What "Human Instrument" means
"Human Instrument" is a song of total consecration, declaring that the singer's body, voice, and breath exist to be played and directed by God rather than by personal ambition or self-expression. The piece emerges from Acappella Worship's catalog, a ministry known for stripping music down to unaccompanied voices as both a theological and aesthetic statement. Performed in G with a gentle 80 BPM pulse, the song moves at a pace that mirrors deliberate, breath-centered prayer. The primary scriptural frame is Romans 12:1, the living sacrifice, where the body itself becomes the act of worship. That frame sets up everything the lyric is trying to do: turn the singer from performer into vessel.
What this song does in a room
You place this song on a Sunday morning and something unusual happens: the room stops waiting for a band cue. Because there is no band. The acappella format does something almost disorienting in a contemporary worship context -- the absence of kick drum and electric guitar removes the scaffolding most congregations lean on, and for a moment people have to locate the sound within themselves rather than follow it from the stage. That disorientation, handled well, becomes attentiveness. Voices in the room that normally hide behind the instrumentation have no cover. The congregation becomes the instrument. Watch for the moment about thirty seconds in when blended voices from the congregation start to fill the space -- that is the song working. Do not panic and reach for a pad. Let the silence and the voices do the job they were made for.

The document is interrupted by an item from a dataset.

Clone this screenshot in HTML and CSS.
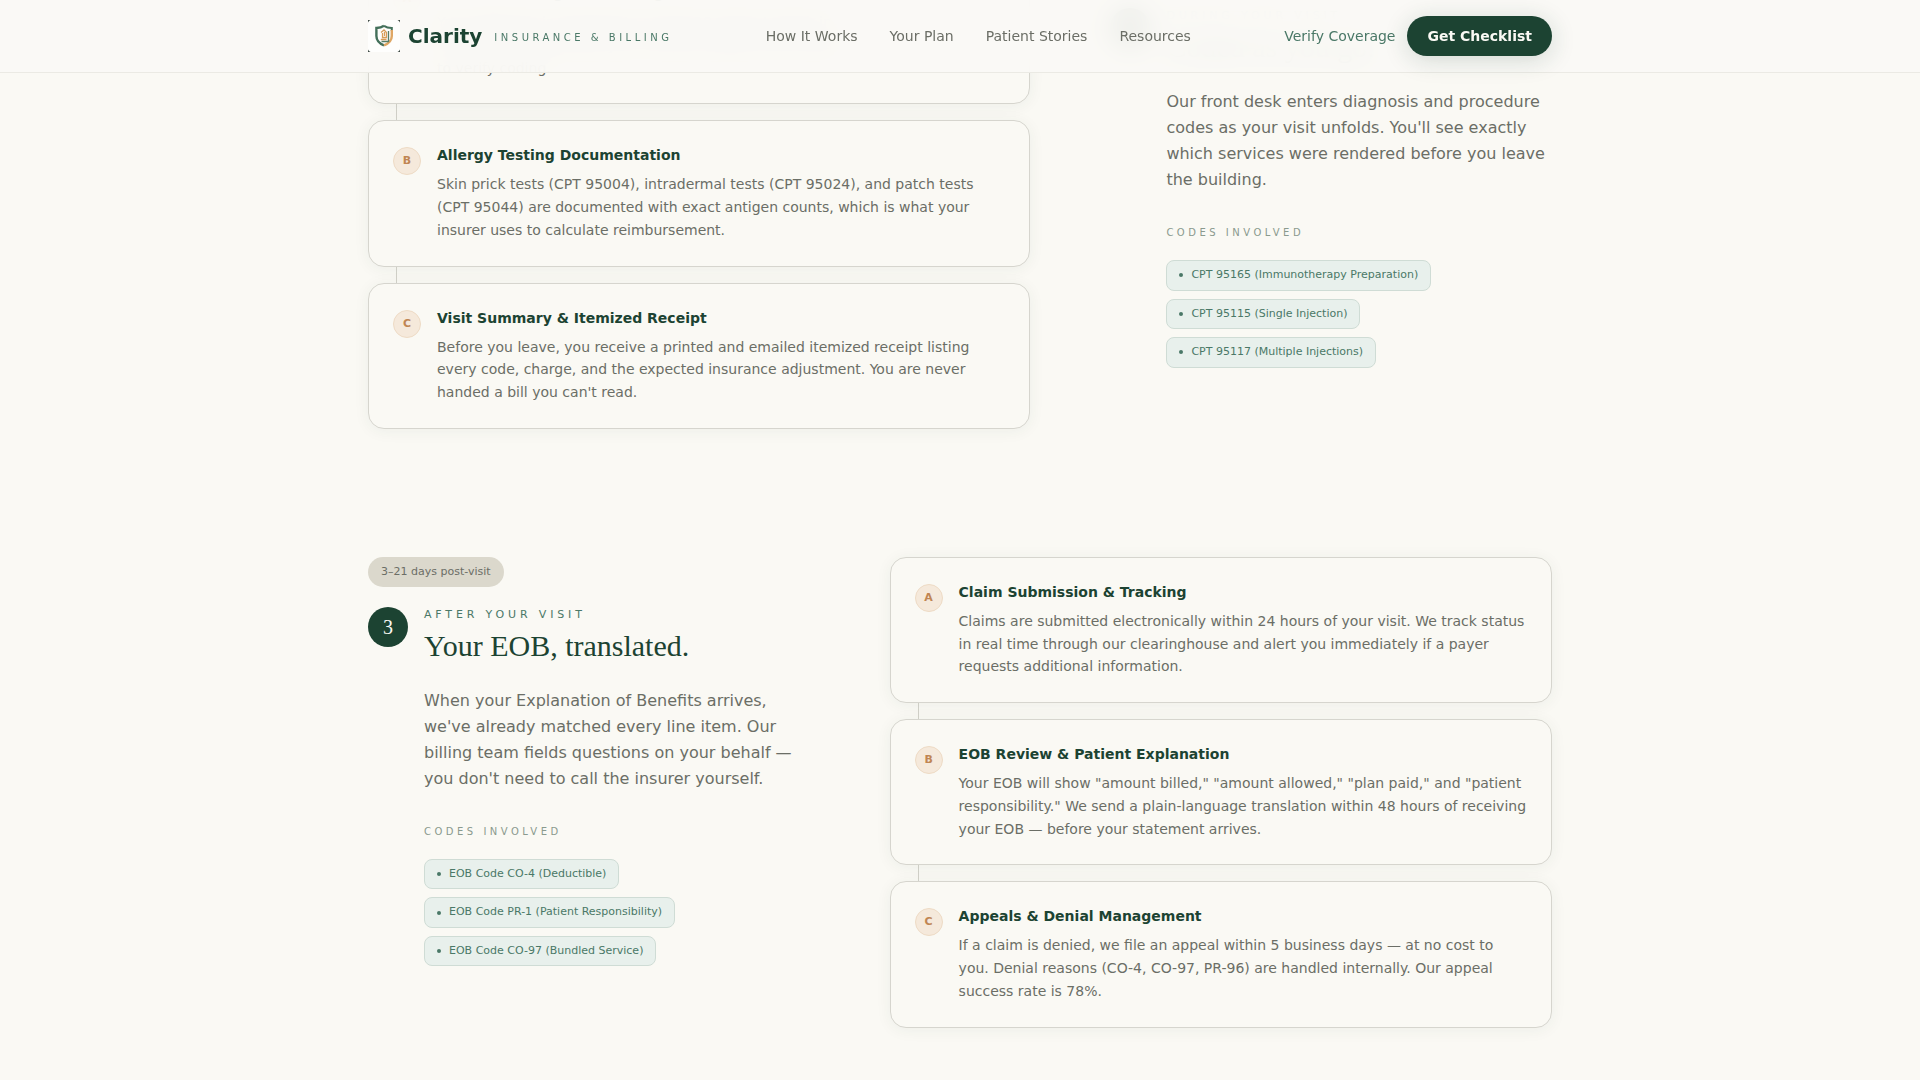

What this song is saying about God
The theological claim at the center of this song is that God is a musician of persons. Not merely a sovereign who receives worship, but an active player who picks up the human voice and human life and makes something through it that the person could not make alone. That is a distinct claim. It positions God not as audience but as composer and performer, and it positions the worshiper as the instrument being held, tuned, and drawn across. The song also implies something about human limitation: an instrument does not perform itself. The lyric refuses the idea that human spiritual effort or talent is the point. What the worshiper brings is availability. What God brings is the music. That distinction matters for how you lead it, and how you explain it before the room sings.
Scriptural backbone
Romans 12:1 sits at the foundation: "Therefore, I urge you, brothers and sisters, in view of God's mercy, to offer your bodies as a living sacrifice, holy and pleasing to God -- this is your true and proper worship." The word "bodies" there is not incidental. Paul is locating worship in the physical, the vocal, the breath. The acappella format enacts this rather than just singing about it. A secondary thread runs through 1 Corinthians 6:19-20, where Paul frames the body as the temple of the Holy Spirit and calls the believer to "honor God with your bodies." Both texts point toward the same conviction: worship is a bodily act, not merely an interior one, and the body belongs to the One who made it.
How to use it in a service
This song functions best as an offering moment or a post-sermon response, not as an opener. If the sermon has landed on surrender, consecration, or calling, "Human Instrument" can serve as the sung version of the altar call -- the moment where the congregation stops receiving truth and starts responding with themselves. Place it after a time of spoken prayer or after the message, not before the first congregational song. It also works as a standalone moment in a prayer service or a smaller midweek gathering where the acappella format does not feel like a contrast with an otherwise full band set. Transition out of it with silence or a single spoken benediction rather than snapping back into a full-band song. The exit matters as much as the entry.
Things to watch for as the worship leader
The biggest temptation with an acappella song in a contemporary context is to provide a safety net -- a pad underneath, a guitar quietly strumming. Resist that. The format is the message, and compromising it dilutes what the song is arguing. The G key sits in a comfortable range for most voices, but at 80 BPM the sustained phrases require real breath support, so model full, unhurried breath at every phrase. If the congregation rushes, the intimacy collapses. Watch for a tendency in groups to thin out on the lower harmony parts -- in an acappella setting the bottom voices hold the room together, and if the basses and altos drop out, the top melody floats away from the congregation and back onto the stage. Make eye contact with the room, not the floor. Your posture during this song is doing more leading than your mouth is.
A note for the team behind you (techs, vocalists, band)
Band: this is your song to sit down. No pads, no keys noodling in the background, no subtle kick. The arrangement calls for full silence from the band, and your willingness to set down your instruments is itself an act of worship. Vocalists: the blend is everything here. Blend your vibrato back to near straight-tone in the quieter moments so individual voices do not stick out above the congregation. FOH engineers: pull your reverb shorter than instinct tells you -- the room's natural reverb on blended voices is warmer than a wet plugin chain, and too much digital reverb makes the acappella texture sound processed rather than present. Run vocal mics clean with minimal compression and trust the room. If you have the option, bring house lights slightly up during this song rather than going to atmospheric dark -- the congregation needs to feel like participants, not an audience watching something happen on stage. When people can see each other singing, the acappella format does exactly what it is designed to do: the congregation becomes visibly and audibly the instrument, which is the entire theological point of both the song and the format it was written for.